Letto oggi, Democrazia futurista, il programma politico del PPF, è un toccasana, tonico corroborante che eleva dal grigiore politico, dal plumbeo elettorale. È perfino profetico: chiunque si appelli “ad una concezione di politica assolutamente sgombra di retorica, violentemente italiana e violentemente rivoluzionaria, libera, dinamica e armata di metodi assolutamente pratici”, è futurista di fatto. Emersi dalle macerie della Prima guerra, i futuristi, anti-intellettuali (“Filosofi e storici avendo fatto della filosofia e della storia dei mestieri lucrativi, tengono assolutamente alla immobilità della loro lampada serale sul tavolo ingombro di documenti e temono gli scossoni fragorosi e tetri della piazza rivoluzionaria”), vogliono detronizzare i potentati, ribaltare la prassi politica, abbattere le convenzioni, di ogni sorta. Attraverso la politica, il PPF vuole sovvertire la morale: abolire il matrimonio (“La famiglia come è costituita oggi dal matrimonio senza divorzio è assurda, nociva e preistorica. Quasi sempre un carcere”; “Il matrimonio è una forma di barbarie che non avrebbe potuto reggere senza la grande valvola dell’adulterio”), liberare “l’uomo e la donna” dalla crescita dei figli mediante l’istituzione di appositi “Istituti Governativi di allevamento e di educazione della prole”, “favorire il libero amplesso”, emancipare la donna e le sue ambizioni. Il PPL è anticlericale, patriottico, “contro la burocrazia… per il decentramento”; vuole disintegrare il Parlamento in favore di un “Eccitatorio… composto di cittadini di età non superiore ai 30 anni”, e sostituire “l’attuale sistema d’ordine… reazionario, inefficace, balordo e spesso criminale” con “le scuole di coraggio” dacché “ogni cittadino deve sapere difendersi”. In qualche modo, l’individualismo sovrano si compenetra con lo Stato-re, regista di imprese e regolatore in economia. Letto oggi, appunto, Democrazia futurista è un testo provocatorio, sprezzante – ma la politica, oltre a essere l’arte del compromesso non è anzi tutto il genio della provocazione, il baricentro dell’audacia?

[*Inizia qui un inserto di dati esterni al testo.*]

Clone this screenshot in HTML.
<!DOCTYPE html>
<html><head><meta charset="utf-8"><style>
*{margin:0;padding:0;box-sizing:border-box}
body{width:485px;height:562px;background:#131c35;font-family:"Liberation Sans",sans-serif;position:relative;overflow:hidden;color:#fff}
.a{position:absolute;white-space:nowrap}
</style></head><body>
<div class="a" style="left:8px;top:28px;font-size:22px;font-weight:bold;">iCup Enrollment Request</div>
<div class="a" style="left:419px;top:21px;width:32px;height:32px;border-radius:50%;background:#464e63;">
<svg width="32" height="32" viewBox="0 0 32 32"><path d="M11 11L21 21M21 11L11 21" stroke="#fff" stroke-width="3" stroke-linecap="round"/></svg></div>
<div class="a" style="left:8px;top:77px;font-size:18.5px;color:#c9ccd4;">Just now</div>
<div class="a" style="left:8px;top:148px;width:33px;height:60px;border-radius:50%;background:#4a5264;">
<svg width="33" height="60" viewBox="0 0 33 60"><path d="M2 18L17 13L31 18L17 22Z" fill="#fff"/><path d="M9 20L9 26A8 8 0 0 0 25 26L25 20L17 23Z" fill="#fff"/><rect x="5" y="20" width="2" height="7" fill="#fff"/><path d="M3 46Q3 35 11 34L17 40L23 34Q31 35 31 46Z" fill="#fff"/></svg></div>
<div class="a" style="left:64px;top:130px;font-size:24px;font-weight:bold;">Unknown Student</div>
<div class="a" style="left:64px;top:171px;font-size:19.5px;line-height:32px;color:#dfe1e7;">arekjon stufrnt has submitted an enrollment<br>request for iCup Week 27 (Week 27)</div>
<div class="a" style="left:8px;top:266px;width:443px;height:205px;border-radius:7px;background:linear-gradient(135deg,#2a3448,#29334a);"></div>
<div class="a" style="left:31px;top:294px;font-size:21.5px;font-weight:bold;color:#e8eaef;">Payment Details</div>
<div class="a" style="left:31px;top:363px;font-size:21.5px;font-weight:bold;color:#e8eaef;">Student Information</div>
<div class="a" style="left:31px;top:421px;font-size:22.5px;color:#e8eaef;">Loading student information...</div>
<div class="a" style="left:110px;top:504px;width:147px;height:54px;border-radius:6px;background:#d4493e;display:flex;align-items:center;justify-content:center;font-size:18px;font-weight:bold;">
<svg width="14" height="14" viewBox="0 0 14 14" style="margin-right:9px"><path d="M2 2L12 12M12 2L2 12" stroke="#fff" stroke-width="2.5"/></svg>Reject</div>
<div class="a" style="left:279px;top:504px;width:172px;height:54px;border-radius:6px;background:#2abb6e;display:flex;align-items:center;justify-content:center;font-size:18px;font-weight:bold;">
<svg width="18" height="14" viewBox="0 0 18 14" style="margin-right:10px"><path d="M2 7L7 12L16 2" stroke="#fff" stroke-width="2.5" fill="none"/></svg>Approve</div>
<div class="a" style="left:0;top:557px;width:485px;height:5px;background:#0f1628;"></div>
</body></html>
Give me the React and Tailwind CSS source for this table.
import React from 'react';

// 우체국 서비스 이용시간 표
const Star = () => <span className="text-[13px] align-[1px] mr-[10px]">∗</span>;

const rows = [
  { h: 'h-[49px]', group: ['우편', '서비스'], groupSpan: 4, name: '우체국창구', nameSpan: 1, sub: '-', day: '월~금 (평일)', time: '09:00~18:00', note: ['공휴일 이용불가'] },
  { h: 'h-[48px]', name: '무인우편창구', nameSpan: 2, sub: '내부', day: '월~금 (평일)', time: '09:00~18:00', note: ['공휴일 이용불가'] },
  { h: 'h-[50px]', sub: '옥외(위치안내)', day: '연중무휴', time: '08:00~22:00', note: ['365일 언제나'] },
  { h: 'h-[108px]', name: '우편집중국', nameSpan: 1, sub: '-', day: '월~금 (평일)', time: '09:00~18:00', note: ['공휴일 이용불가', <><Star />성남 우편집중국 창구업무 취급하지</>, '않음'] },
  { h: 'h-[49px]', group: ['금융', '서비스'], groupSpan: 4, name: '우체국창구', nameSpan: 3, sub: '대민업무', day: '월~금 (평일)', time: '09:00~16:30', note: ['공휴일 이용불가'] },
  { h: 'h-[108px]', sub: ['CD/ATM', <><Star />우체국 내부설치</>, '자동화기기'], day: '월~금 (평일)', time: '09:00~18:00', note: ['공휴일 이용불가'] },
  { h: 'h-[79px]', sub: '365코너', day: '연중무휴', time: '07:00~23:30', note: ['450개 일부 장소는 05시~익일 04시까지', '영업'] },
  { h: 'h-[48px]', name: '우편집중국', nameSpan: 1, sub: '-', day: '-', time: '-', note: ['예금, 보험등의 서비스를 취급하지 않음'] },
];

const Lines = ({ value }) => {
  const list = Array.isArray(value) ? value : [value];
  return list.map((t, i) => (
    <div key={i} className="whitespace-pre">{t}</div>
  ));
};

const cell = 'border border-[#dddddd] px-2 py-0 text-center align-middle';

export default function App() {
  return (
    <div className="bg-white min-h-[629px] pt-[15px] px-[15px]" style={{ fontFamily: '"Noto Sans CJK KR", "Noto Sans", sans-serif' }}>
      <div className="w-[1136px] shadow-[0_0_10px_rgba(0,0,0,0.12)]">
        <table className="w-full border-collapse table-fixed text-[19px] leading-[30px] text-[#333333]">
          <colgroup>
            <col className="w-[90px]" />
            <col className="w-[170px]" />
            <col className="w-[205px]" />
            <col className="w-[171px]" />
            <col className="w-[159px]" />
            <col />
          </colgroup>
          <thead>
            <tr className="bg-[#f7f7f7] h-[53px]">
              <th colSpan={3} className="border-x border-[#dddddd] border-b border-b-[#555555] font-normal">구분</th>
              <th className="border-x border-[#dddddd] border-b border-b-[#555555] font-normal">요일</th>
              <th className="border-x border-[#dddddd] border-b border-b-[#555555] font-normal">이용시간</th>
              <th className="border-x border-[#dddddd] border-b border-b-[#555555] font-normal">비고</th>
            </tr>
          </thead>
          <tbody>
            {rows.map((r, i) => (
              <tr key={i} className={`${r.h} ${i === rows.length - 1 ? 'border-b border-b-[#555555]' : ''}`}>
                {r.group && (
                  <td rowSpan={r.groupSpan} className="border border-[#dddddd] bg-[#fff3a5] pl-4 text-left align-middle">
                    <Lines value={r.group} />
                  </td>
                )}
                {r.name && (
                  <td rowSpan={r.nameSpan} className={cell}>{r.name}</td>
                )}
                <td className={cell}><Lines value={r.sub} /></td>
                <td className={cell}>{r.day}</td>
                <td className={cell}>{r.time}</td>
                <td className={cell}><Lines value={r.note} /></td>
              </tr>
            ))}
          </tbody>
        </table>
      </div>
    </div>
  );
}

Il tema centrale, tuttavia, il più provocante, è quello che riguarda i rapporti tra politica e poesia, tra arte e potere. Il PPL, d’altronde, “unico nella storia… è stato concepito, voluto e attuato da un gruppo di artisti poeti, pittori, musicisti ecc.”. Che c’entra la politica con la poesia? Nulla, dice il puro di cuore. Tutto, in verità. La poesia di Dante è ‘politica’; Alessandro Manzoni è eletto Senatore nel 1860; Giosue Carducci nel 1890; Giovanni Verga nel 1920. Gabriele d’Annunzio, “candidato della Bellezza”, fu deputato dal 1897 per l’estrema destra, giusto in tempo per fare il “salto della siepe” verso il seggio dell’estrema sinistra, all’urlo di “Come uomo d’intelletto, vado verso la vita”. Fu D’Annunzio, appunto, a costituire il prototipo di Marinetti, che ne seguì la campagna elettorale intuendo il nodo focale: “trasformare la fama letteraria in influenza politica, la celebrità in potere” (Lucy Hughes-Hallett).

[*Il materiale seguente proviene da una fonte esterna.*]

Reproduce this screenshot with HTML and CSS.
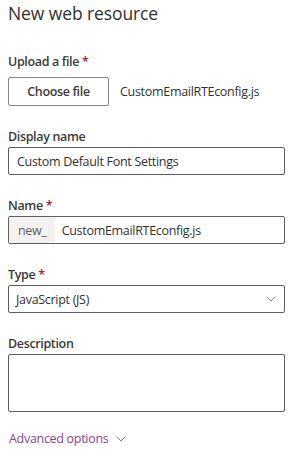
FILE: index.html
```html
<!DOCTYPE html>
<html>
<head>
<meta charset="utf-8">
<link rel="stylesheet" href="styles.css">
</head>
<body>
<div class="panel">
  <h1 class="title">New web resource</h1>
  <div class="field upload">
    <div class="label">Upload a file <span class="req">*</span></div>
    <div class="upload-row">
      <div class="btn">Choose file</div>
      <span class="filename">CustomEmailRTEconfig.js</span>
    </div>
  </div>
  <div class="field">
    <div class="label">Display name</div>
    <div class="input">Custom Default Font Settings</div>
  </div>
  <div class="field">
    <div class="label">Name <span class="req">*</span></div>
    <div class="input prefixed"><span class="prefix">new_</span><span class="val">CustomEmailRTEconfig.js</span></div>
  </div>
  <div class="field">
    <div class="label">Type <span class="req">*</span></div>
    <div class="input select"><span>JavaScript (JS)</span>
      <svg class="chev" width="10" height="6" viewBox="0 0 10 6"><path d="M0.5 0.5 L5 5 L9.5 0.5" fill="none" stroke="#8a8886" stroke-width="1"/></svg>
    </div>
  </div>
  <div class="field">
    <div class="label">Description</div>
    <div class="input textarea"></div>
  </div>
  <div class="advanced">Advanced options
    <svg class="chev2" width="10" height="6" viewBox="0 0 10 6"><path d="M0.5 0.5 L5 5 L9.5 0.5" fill="none" stroke="#8a8886" stroke-width="1"/></svg>
  </div>
</div>
</body>
</html>
```
FILE: styles.css
```css
html, body {
  margin: 0;
  padding: 0;
  background: #ffffff;
}
body {
  font-family: "Open Sans", "Segoe UI", sans-serif;
  font-size: 12.5px;
  letter-spacing: -0.3px;
  color: #323130;
}
.panel {
  width: 277px;
  padding: 0 19px 0 8px;
}
.title {
  margin: 0;
  padding-top: 1px;
  font-size: 17.5px;
  line-height: 24px;
  font-weight: 400;
  letter-spacing: -0.1px;
  color: #323130;
}
.field {
  margin-top: 21px;
}
.upload {
  margin-top: 27px;
}
.label {
  line-height: 20px;
  font-weight: 600;
  letter-spacing: -0.35px;
  color: #3b3a39;
}
.req {
  color: #a4262c;
}
.upload-row {
  display: flex;
  align-items: center;
  margin-top: 5px;
}
.btn {
  box-sizing: border-box;
  width: 101px;
  height: 29px;
  border: 1px solid #8a8886;
  border-radius: 2px;
  display: flex;
  align-items: center;
  justify-content: center;
  font-weight: 600;
  letter-spacing: -0.35px;
  color: #3b3a39;
}
.filename {
  margin-left: 11px;
}
.input {
  box-sizing: border-box;
  height: 28px;
  border: 1px solid #605e5c;
  border-radius: 2px;
  padding: 0 8px;
  display: flex;
  align-items: center;
}
.prefixed {
  padding: 0;
}
.prefix {
  align-self: stretch;
  display: flex;
  align-items: center;
  background: #f3f2f1;
  color: #605e5c;
  padding: 0 8px 0 9px;
}
.val {
  padding-left: 7px;
}
.select {
  justify-content: space-between;
  padding-left: 7px;
}
.textarea {
  height: 58px;
}
.advanced {
  margin-top: 17px;
  padding-left: 1px;
  color: #8f4399;
  display: flex;
  align-items: center;
  line-height: 20px;
}
.chev2 {
  margin-left: 8px;
}
```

Come si risolve, allora, la contraddizione miliare tra arte e potere? André Malraux, plenipotenziario della cultura francese per un ventennio, sotto De Gaulle, è l’emblema dello scrittore che con rapacità narrativa (le sue Antimemorie sono un capolavoro di stile) esercita il potere culturale, informa un’epoca. Al contrario, Iosif Brodskij, raccogliendo il Nobel per la letteratura nel 1987, disse che “Se l’arte insegna qualcosa è proprio la dimensione privata della condizione umana”, sintetizzando il suo credo nella formula “l’estetica è la madre dell’etica”. Saint-John Perse – poeta e Nobel per la letteratura nel 1960 – ebbe alti incarichi politici al fianco di Aristide Briand. Alla Conferenza di Monaco del 1938, il poeta, accompagnava il primo ministro Édouard Daladier, fu l’unico a opporsi a Hitler, fino a venire quasi alle mani. Gli altri – Arthur Chamberlain, Mussolini, Galeazzo Ciano – pensavano di aver piegato, accontentandolo, il Führer. Durante gli anni del suo impegno politico, Saint-John Perse – che si chiamava Alexis Léger – impedì che fossero pubblicate, almeno in Francia, le sue opere. Riteneva inconciliabile l’esercizio politico con quello poetico. Eppure, curando per la ‘Bibliothèque de la Pléiade’ Gallimard le proprie Œuvres complètes, sceglie di destinare una porzione del tomo alle “Témoignages politiques”, dove spicca il Mémorandum sur l’organisation d’un régime d’Union Fédérale Européenne. Già: all’origine dell’Europa moderna è la riflessione di un poeta. Anche Saint-John Perse, infine, cede all’arcana utopia dell’aedo che fonda le civiltà, del druido che regala le leggi; coltiva il sogno del poeta sovrano, del poeta mago, del puro ispirato al governo.